The new year has brought new job opportunities for many professionals, particularly in light of continued low unemployment levels. Max Messmer, chairman of Accountemps, a nationwide temporary staffing service for accounting, finance, and bookkeeping professionals, and author of Job Hunting for Dummies, offers the following tips to help you clear the hurdles:
* Study the firm's culture. Beginning a new job is not unlike meeting future in-laws--first impressions count. Be attuned to the subtleties of the company's business environment, including everything from department policies and procedures to how people interact with one another.
* Reduce the learning curve. Master the position's responsibilities as quickly as possible by asking questions and seeking out unofficial "mentors" who can show you the ropes.
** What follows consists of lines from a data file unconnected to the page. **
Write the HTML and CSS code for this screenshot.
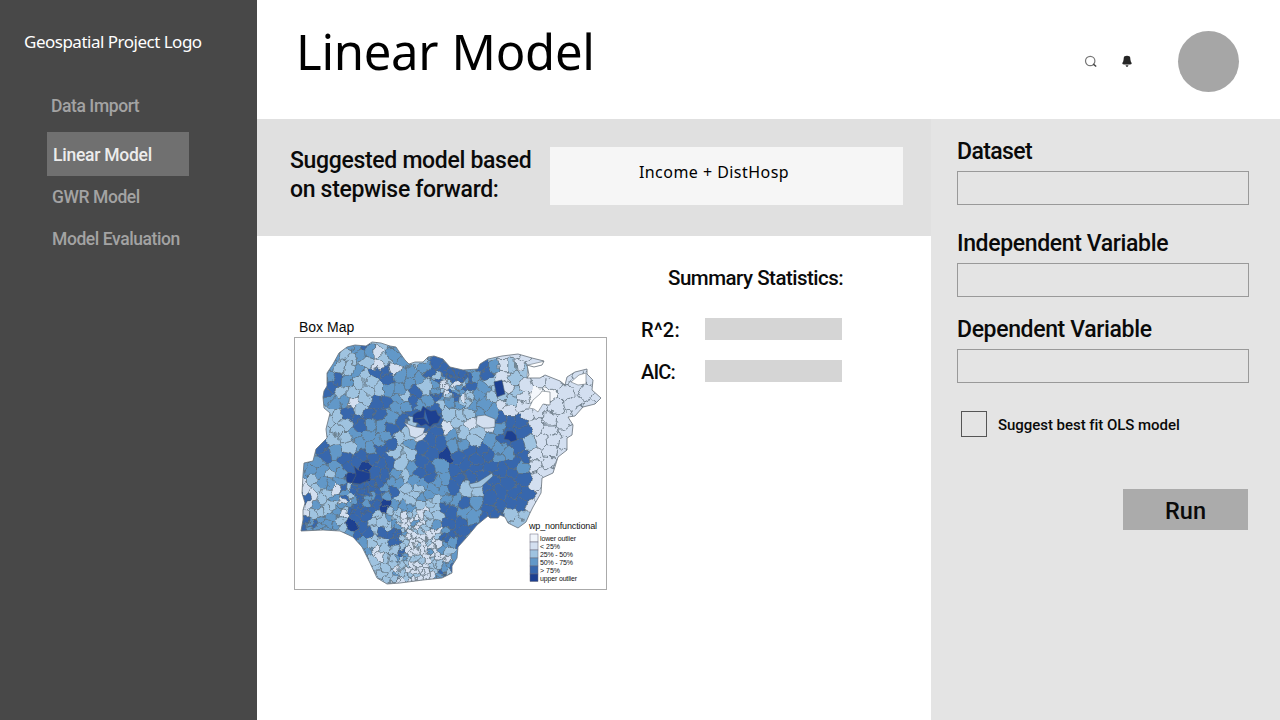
FILE: index.html
```html
<!DOCTYPE html>
<html lang="en">
<head>
<meta charset="utf-8">
<title>Linear Model</title>
<link rel="stylesheet" href="styles.css">
</head>
<body>
<div class="app">
  <aside class="sidebar">
    <div class="logo">Geospatial Project Logo</div>
    <nav class="nav">
      <a class="nav-item import">Data Import</a>
      <a class="nav-item active">Linear Model</a>
      <a class="nav-item gwr">GWR Model</a>
      <a class="nav-item evaluation">Model Evaluation</a>
    </nav>
  </aside>
  <div class="page">
    <header class="header">
      <h1 class="title">Linear Model</h1>
      <div class="tools">
        <svg class="search" viewBox="0 0 14 14" width="14" height="14"><circle cx="6.2" cy="6" r="4.7" fill="none" stroke="#777" stroke-width="1.2"/><path d="M9.3 9.2L12.2 11.5" stroke="#444" stroke-width="1.5"/></svg>
        <svg class="bell" viewBox="0 0 12 14" width="12" height="14"><path d="M3.2 1.4Q6 .2 8.8 1.4Q9.3 2 9.4 4.5Q9.5 6.5 10.8 8.2Q10.5 9.4 8.8 9.6H3.2Q1.5 9.4 1.2 8.2Q2.5 6.5 2.6 4.5Q2.7 2 3.2 1.4Z" fill="#252525"/><path d="M4.5 10H7.5L6.8 12H5.2Z" fill="#666"/></svg>
        <div class="avatar"></div>
      </div>
    </header>
    <div class="body">
      <main class="main">
        <section class="banner">
          <p class="suggested">Suggested model based<br>on stepwise forward:</p>
          <div class="formula">Income + DistHosp</div>
        </section>
        <section class="results">
          <figure class="map">
            <figcaption class="map-title">Box Map</figcaption>
            <div class="map-frame">
              <svg class="map-svg" viewBox="295 338 311 251" width="311" height="251">
                <defs>
                  <clipPath id="land"><path id="land-path"/></clipPath>
                  <filter id="rough" x="0" y="0" width="1" height="1" color-interpolation-filters="sRGB"><feTurbulence type="fractalNoise" baseFrequency="0.12" numOctaves="2" seed="4"/><feDisplacementMap in="SourceGraphic" scale="9" xChannelSelector="R" yChannelSelector="G"/></filter>
                </defs>
                <g clip-path="url(#land)"><g id="cells" filter="url(#rough)"></g>
                  <path class="cell" fill="#1d4091" d="M413 415L417 412L421 411L423 406L427 409L431 411L436 410L438 415L441 417L438 423L433 424L430 427L426 424L421 426L418 423L413 422ZM425 410L424 418L429 424M424 418L415 419"/>
                  <path class="cell" fill="#1d4091" d="M494 382L502 380L505 394L497 397Z"/>
                  <path class="cell" fill="#1d4091" d="M507 431L512 431L516 435L517 440L511 442L509 440L504 439Z"/>
                  <path class="cell" fill="#d3dff0" d="M404 422L410 425L416 427L425 428L423 434L416 438L410 436L409 429Z"/>
                  <path class="cell" fill="#d3dff0" d="M477 416L485 415L495 419L495 427L489 428L483 428L476 424Z"/>
                  <path class="cell" fill="#9fc3e0" d="M469 484L478 482L492 473L493 476L481 487L471 488Z"/>
                  <path class="cell" fill="#1d4091" d="M354 466L358 470L370 473L370 479L360 484L352 483L356 475Z"/>
                  <path class="gap" d="M528 365L545 361L545 374L538 377L527 377Z"/>
                  <path class="gap" d="M533 400L540 394L542 391L550 392L550 405L543 404L538 412L534 409L529 408Z"/>
                  <path class="gap" d="M571 382L579 375L586 373L586 384L578 385Z"/>
                </g>
                <use href="#land-path" class="coast"/>
                <g class="legend">
                  <text x="529" y="529" class="legend-title" textLength="68">wp_nonfunctional</text>
                  <g class="swatches">
                    <rect x="530" y="534" width="8" height="8" fill="#f1f5fb"/><rect x="530" y="542" width="8" height="8" fill="#d3dff0"/><rect x="530" y="550" width="8" height="8" fill="#9fc3e0"/><rect x="530" y="558" width="8" height="8" fill="#6298c8"/><rect x="530" y="566" width="8" height="8" fill="#3767ad"/><rect x="530" y="574" width="8" height="7.5" fill="#1d4091"/>
                  </g>
                  <text x="540" y="540.5" textLength="36">lower outlier</text><text x="540" y="548.5">&lt; 25%</text><text x="540" y="556.5" textLength="33">25% - 50%</text><text x="540" y="564.5" textLength="33">50% - 75%</text><text x="540" y="572.5">&gt; 75%</text><text x="540" y="580.5" textLength="37">upper outlier</text>
                </g>
              </svg>
            </div>
          </figure>
          <div class="stats">
            <h2 class="stats-title">Summary Statistics:</h2>
            <div class="stat"><span class="stat-label">R^2:</span><span class="stat-value"></span></div>
            <div class="stat"><span class="stat-label aic">AIC:</span><span class="stat-value"></span></div>
          </div>
        </section>
      </main>
      <form class="panel">
        <label class="label dataset">Dataset</label><div class="field"></div>
        <label class="label independent">Independent Variable</label><div class="field"></div>
        <label class="label dependent">Dependent Variable</label><div class="field"></div>
        <div class="option"><span class="box"></span><span class="option-text">Suggest best fit OLS model</span></div>
        <button class="run" type="button">Run</button>
      </form>
    </div>
  </div>
</div>
<script src="map.js"></script>
</body>
</html>
```
FILE: styles.css
```css
* { box-sizing: border-box; }
body { margin: 0; font-family: Roboto, "Liberation Sans", sans-serif; font-weight: 500; color: #0a0a0a; background: #fff; }
h1, h2, p, figure { margin: 0; font-weight: inherit; }
.app { display: flex; width: 1280px; height: 720px; overflow: hidden; }
.sidebar { width: 257px; background: #484848; flex: none; padding-top: 30px; }
.logo { height: 24px; padding-left: 24px; font: 400 17px/24px "Noto Sans", sans-serif; letter-spacing: -0.5px; color: #fff; white-space: nowrap; }
.nav { display: flex; flex-direction: column; padding: 31px 0 0 47px; }
.nav-item { height: 42px; line-height: 42px; font-size: 17.5px; letter-spacing: -0.42px; color: #a3a3a3; white-space: nowrap; padding-left: 5px; }
.import { padding-left: 4px; height: 47px; }
.active { height: 44px; line-height: 46px; width: 142px; padding-left: 6px; background: #707070; color: #ececec; letter-spacing: -0.25px; }
.page { flex: 1; display: flex; flex-direction: column; }
.header { height: 119px; display: flex; justify-content: space-between; padding: 0 41px 0 39px; }
.title { font: 400 49px/60px "Noto Sans", sans-serif; padding-top: 21px; letter-spacing: -0.3px; word-spacing: 1px; color: #000; white-space: nowrap; }
.tools { display: flex; align-items: center; height: 122px; }
.search, .bell { margin-top: 2px; }
.bell { margin-left: 23px; }
.avatar { width: 61px; height: 61px; border-radius: 50%; background: #a6a6a6; margin-left: 45px; }
.body { flex: 1; display: flex; }
.main { width: 674px; }
.banner { height: 117px; background: #e0e0e0; display: flex; padding: 27px 0 0 33px; }
.suggested { width: 260px; font-size: 23px; line-height: 29px; letter-spacing: -0.32px; white-space: nowrap; }
.formula { width: 353px; height: 58px; margin-top: 1px; background: #f6f6f6; text-align: center; font: 400 16px/51px "Noto Sans", sans-serif; padding-right: 25px; letter-spacing: .46px; color: #000; }
.results { display: flex; padding-left: 37px; }
.map { width: 313px; padding-top: 81px; }
.map-title { height: 20px; padding-left: 5px; font: 400 14px/20px "Liberation Sans", sans-serif; }
.map-frame { border: 1px solid #aaa; height: 253px; }
.map-svg { display: block; }
.cell { stroke: #53636f; stroke-width: .6; }
.gap { fill: #fff; stroke: #667078; stroke-width: .6; }
.coast { fill: none; stroke: #66707a; stroke-width: .8; }
.legend { font: 400 7px "Liberation Sans", sans-serif; fill: #111; }
.legend-title { font-size: 9px; }
.swatches { stroke: #667; stroke-width: .5; }
.stats { width: 240px; padding: 28px 0 0 34px; }
.stats-title { font-size: 20.5px; line-height: 28px; letter-spacing: -0.5px; padding-left: 27px; margin-bottom: 26px; white-space: nowrap; }
.stat { display: flex; height: 22px; margin-bottom: 20px; }
.stat-label { width: 64px; flex: none; font-size: 20px; line-height: 25px; letter-spacing: .3px; }
.aic { letter-spacing: -0.8px; }
.stat-value { width: 137px; flex: none; background: #d5d5d5; }
.panel { flex: 1; background: #e4e4e4; padding: 19px 0 0 26px; display: flex; flex-direction: column; }
.label { font-size: 23px; line-height: 28px; height: 33px; flex: none; letter-spacing: -0.36px; white-space: nowrap; }
.dataset { letter-spacing: -0.6px; }
.independent { margin-top: 25px; }
.dependent { margin-top: 19px; }
.field { width: 292px; height: 34px; border: 1px solid #999; flex: none; }
.option { display: flex; align-items: center; height: 26px; margin: 28px 0 0 4px; gap: 11px; }
.box { width: 26px; height: 26px; border: 1px solid #555; }
.option-text { font-size: 15px; line-height: 26px; padding-top: 2px; letter-spacing: -0.04px; white-space: nowrap; }
.run { width: 125px; height: 41px; margin: 52px 0 0 166px; padding: 2px 0 0; border: 0; background: #ababab; font: 500 23.5px Roboto, sans-serif; color: #0a0a0a; }
```
FILE: map.js
```js
// District map: a Voronoi mesh clipped to the coastline, shaded by class.
const outline = [[323,397],[324,391],[327,386],[327,373],[333,364],[339,353],[347,347],[355,345],[366,346],[372,342],[381,343],[390,346],[396,347],[400,353],[405,360],[409,364],[415,362],[423,362],[428,357],[434,356],[443,359],[450,367],[463,370],[478,369],[480,364],[488,359],[502,356],[518,354],[532,358],[544,361],[542,365],[534,367],[527,365],[529,375],[527,378],[540,378],[545,375],[560,381],[565,385],[567,377],[575,372],[587,369],[587,374],[593,380],[592,390],[601,398],[595,404],[583,407],[575,416],[568,417],[573,425],[572,435],[567,438],[567,450],[558,457],[553,473],[542,478],[541,493],[533,507],[530,513],[526,522],[518,528],[508,523],[505,517],[500,515],[498,518],[490,518],[488,516],[477,525],[467,537],[458,547],[457,558],[452,566],[452,573],[442,578],[423,580],[400,583],[387,584],[377,578],[370,563],[362,547],[353,537],[340,531],[323,530],[301,531],[303,520],[303,510],[305,503],[302,493],[303,475],[304,463],[313,461],[316,449],[327,438],[326,429],[330,413],[324,408]];
const classes = [
'222233422333333333332211111111','222322312333343322221111111111','333324213132344433431211111111','333243244333434443421221111111','334432222313231231321211113111',
'334322222324242323322210011111','333331244334333423331210111111','332244444344442221334411111111','332223433442421221134441111111','332223323321242322224441111111',
'334323334423444332234442111111','334344444222345434433441111111','333344544423443444344431111111','333235544323443434444444111111','123134543322334422444441111111',
'412335443422323444444441111111','132224445332224343444441111111','122314423221124433442222111111','543325422212134444442222111111','333334424421124443332222111111',
'333333322412112344332222111111','333333312231212333332222111111','333333322121123444332222111111','333333322211123445332222111111','333333322211123455332222111111'];
const fills = ['#f4f7fb', '#d3dff0', '#9fc3e0', '#6298c8', '#3767ad', '#1d4091'];
const dense = [[438,372,470,404],[343,486,374,512],[304,520,322,532],[394,514,428,584],[412,530,450,584]];
let state = 73;
const rand = () => (state = (state * 16807) % 2147483647) / 2147483647;
const inDense = (x, y) => dense.some(d => x > d[0] && x < d[2] && y > d[1] && y < d[3]);
const seeds = [];
for (let k = 0; k < 16000; k++) {
  const x = 296 + rand() * 310, y = 336 + rand() * 254;
  const gap = inDense(x, y) ? 3.8 : x < 445 && y > 480 ? 6.5 : x > 525 ? 10.5 : y > 405 ? 9 : 8;
  if (!seeds.some(s => (s[0]-x)**2 + (s[1]-y)**2 < gap*gap)) seeds.push([x, y]);
}
function clip(poly, a, b) {
  const nx = b[0]-a[0], ny = b[1]-a[1], c = (b[0]**2-a[0]**2+b[1]**2-a[1]**2)/2, out = [];
  poly.forEach((p, i) => {
    const q = poly[(i+1) % poly.length], dp = p[0]*nx+p[1]*ny-c, dq = q[0]*nx+q[1]*ny-c;
    if (dp <= 0) out.push(p);
    if (dp * dq < 0) { const t = dp/(dp-dq); out.push([p[0]+(q[0]-p[0])*t, p[1]+(q[1]-p[1])*t]); }
  });
  return out;
}
const toPath = p => 'M' + p.map(v => v[0].toFixed(1) + ' ' + v[1].toFixed(1)).join('L') + 'Z';
let markup = '';
for (const s of seeds) {
  let poly = [[s[0]-20,s[1]-20],[s[0]+20,s[1]-20],[s[0]+20,s[1]+20],[s[0]-20,s[1]+20]];
  for (const o of seeds) if (o !== s && Math.abs(o[0]-s[0]) < 40 && Math.abs(o[1]-s[1]) < 40) poly = clip(poly, s, o);
  const col = Math.max(0, Math.min(29, Math.floor((s[0]-300)/10))), row = Math.max(0, Math.min(24, Math.floor((s[1]-340)/10)));
  let value = +classes[row][col];
  if (inDense(s[0], s[1])) value = Math.max(1, Math.min(4, value + Math.floor(rand()*3) - 1));
  markup += `<path class="cell" fill="${fills[value]}" d="${toPath(poly)}"/>`;
}
document.getElementById('cells').innerHTML = markup;
document.getElementById('land-path').setAttribute('d', toPath(outline));
```
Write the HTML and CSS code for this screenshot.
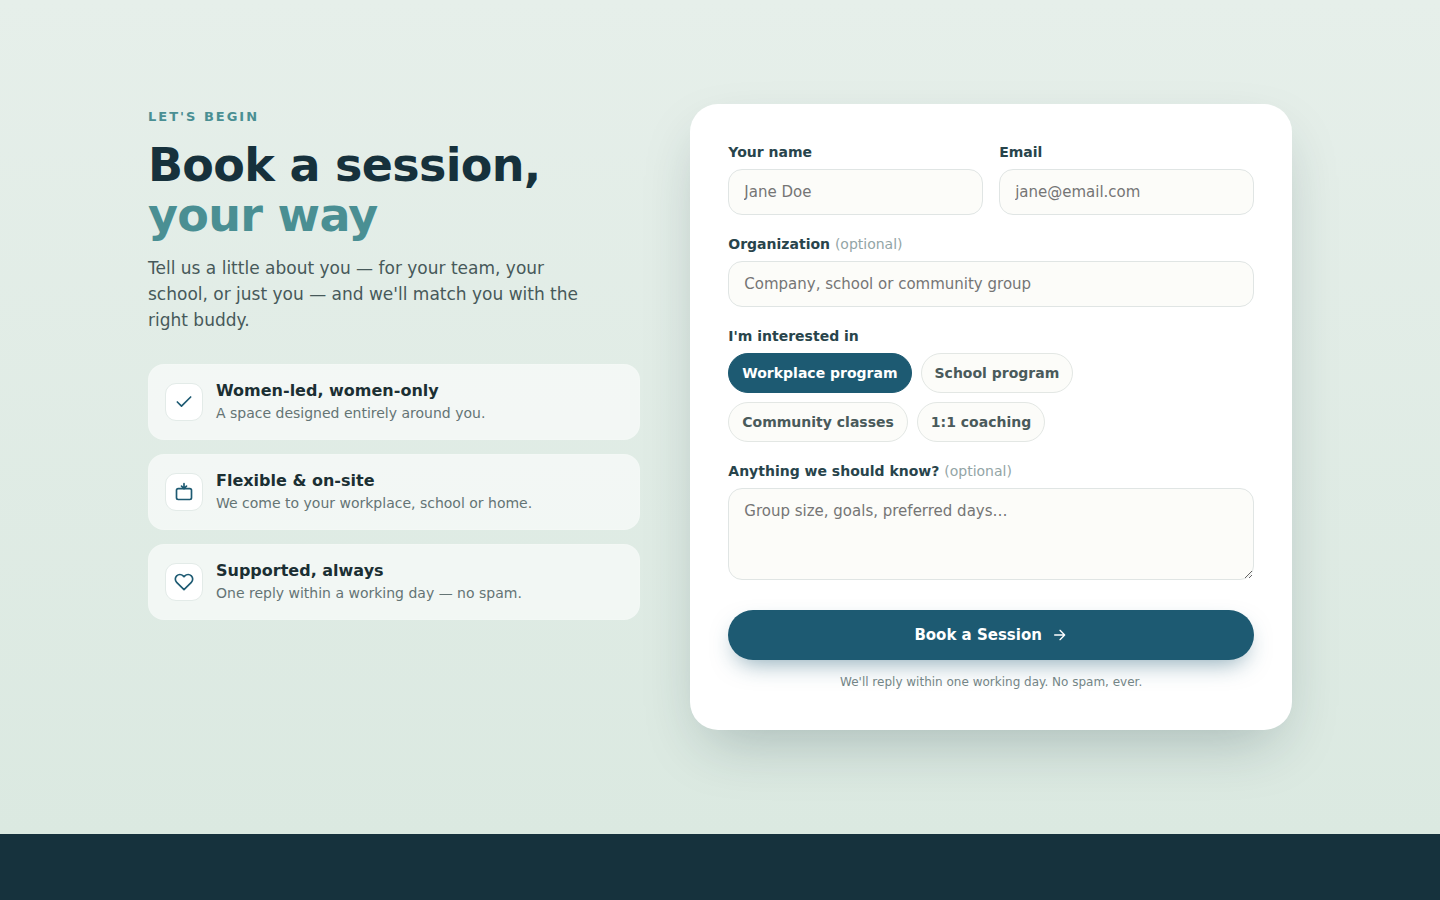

Many firms now have formal mentoring programs for this purpose, but in those companies that don't, it pays to be resourceful.
* Be a team player. In your eagerness to hit the ground running, don't become overly concerned with your specific portion of a given project. Look at the big picture and volunteer for assignments, even if they fall outside your immediate job description. This will allow you to learn about new areas of operations while demonstrating your sense of team play.
* Become indispensable. From the outset, take steps to make yourself an invaluable resource to your new employer by exceeding his or her expectations. Arrive early to the office and, whenever necessary, stay as late as it takes to see a project through to completion.
* Practice diplomacy. Tread lightly when offering opinions for improving a particular process or procedure, especially in your first few weeks. While your ideas may be sound, as a new employee you risk alienating veteran workers for whom existing operations function well...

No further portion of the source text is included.